Davis hadn't granted his peace emissaries the authority to consider a one-nation solution. By stubbornly insisting the Confederacy remain independent, he was willing to risk many more Rebel deaths in what looked to be a lost cause. By the author's reckoning, it was Davis’ vanity that got in the way. He took Lincoln’s bargaining from strength as a personal insult, reacting as if he'd been personally affronted instead of offering true leadership.
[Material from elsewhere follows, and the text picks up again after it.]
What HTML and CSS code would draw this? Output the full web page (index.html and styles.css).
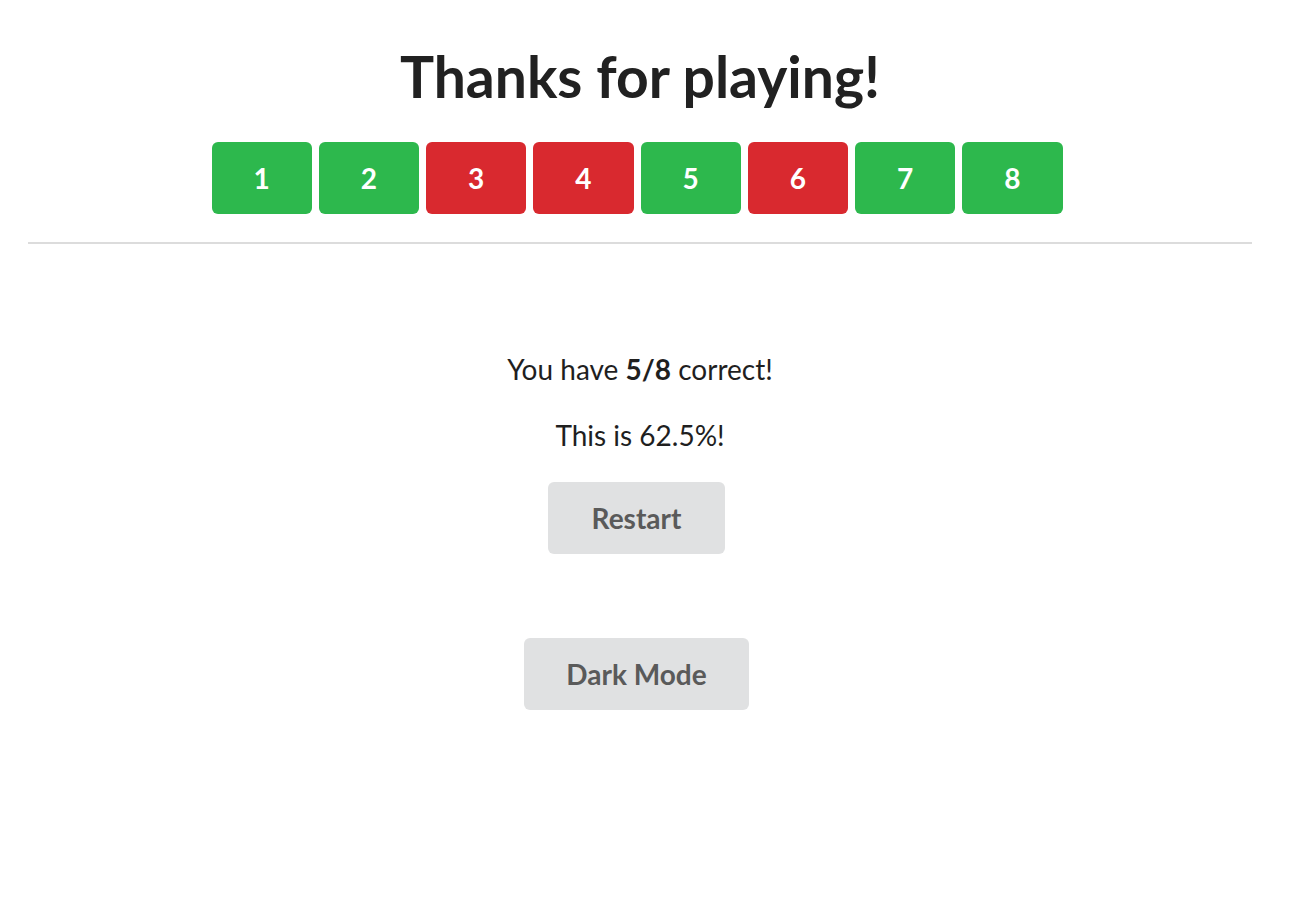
FILE: index.html
```html
<!DOCTYPE html>
<html>
<head>
<meta charset="utf-8">
<link rel="stylesheet" href="styles.css">
</head>
<body>
<div class="page">
  <header class="header">
    <h1 class="title">Thanks for playing!</h1>
    <div class="answers">
      <button class="btn answer correct">1</button>
      <button class="btn answer correct">2</button>
      <button class="btn answer wrong">3</button>
      <button class="btn answer wrong">4</button>
      <button class="btn answer correct">5</button>
      <button class="btn answer wrong">6</button>
      <button class="btn answer correct">7</button>
      <button class="btn answer correct">8</button>
    </div>
  </header>
  <hr class="divider">
  <main class="results">
    <p class="line">You have <b>5/8</b> correct!</p>
    <p class="line">This is 62.5%!</p>
    <button class="btn plain">Restart</button>
    <button class="btn plain dark-toggle">Dark Mode</button>
  </main>
</div>
</body>
</html>
```
FILE: styles.css
```css
html, body {
  margin: 0;
  padding: 0;
  background: #ffffff;
}
body {
  font-family: Lato, "Helvetica Neue", Arial, sans-serif;
  color: #212121;
}
.page {
  width: 1224px;
  padding: 0 0 0 28px;
}
.header {
  display: flex;
  flex-direction: column;
  align-items: center;
  padding-top: 40px;
}
.title {
  margin: 0;
  font-size: 57px;
  font-weight: 700;
  line-height: 1.2857;
  color: #212121;
}
.answers {
  display: flex;
  margin-top: 29px;
  padding-left: 1px;
}
.btn {
  font-family: Lato, "Helvetica Neue", Arial, sans-serif;
  font-size: 28px;
  font-weight: 700;
  line-height: 1;
  min-height: 1em;
  padding: 0.7857em 1.5em;
  margin: 0 0.25em 0 0;
  border: none;
  border-radius: 6px;
  cursor: pointer;
}
.answer {
  color: #ffffff;
}
.correct {
  background: #2db84d;
}
.wrong {
  background: #d9292f;
}
.divider {
  margin: 28px 0 0;
  border: none;
  border-top: 2px solid #dcdcdc;
  height: 0;
}
.results {
  display: flex;
  flex-direction: column;
  align-items: center;
  padding-top: 106px;
}
.line {
  margin: 0 0 28px;
  font-size: 28px;
  line-height: 38px;
  color: #1f1f1f;
}
.line b {
  font-weight: 700;
}
.plain {
  background: #e0e1e2;
  color: #5a5a5a;
  padding-left: 1.57em;
  padding-right: 1.57em;
}
.dark-toggle {
  margin-top: 84px;
  padding-left: 1.5em;
  padding-right: 1.5em;
}
```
Conroy brings his characters to life by highlighting their personalities and agendas, adding dimensionality with plenty of background material. The four-and-a-half years he spent on the book allowed him to provide the context necessary to understand the complexity of the events and the nuances of the various intrigues he details. The author’s skillful writing holds the reader's attention in telling the story of an historically overlooked peace conference that, while it failed, came to define the issues that triggered the Civil War, as well as those that led to it continuing on until Robert E. Lee’s surrender at Appomattox on April 9, effectively ending the war.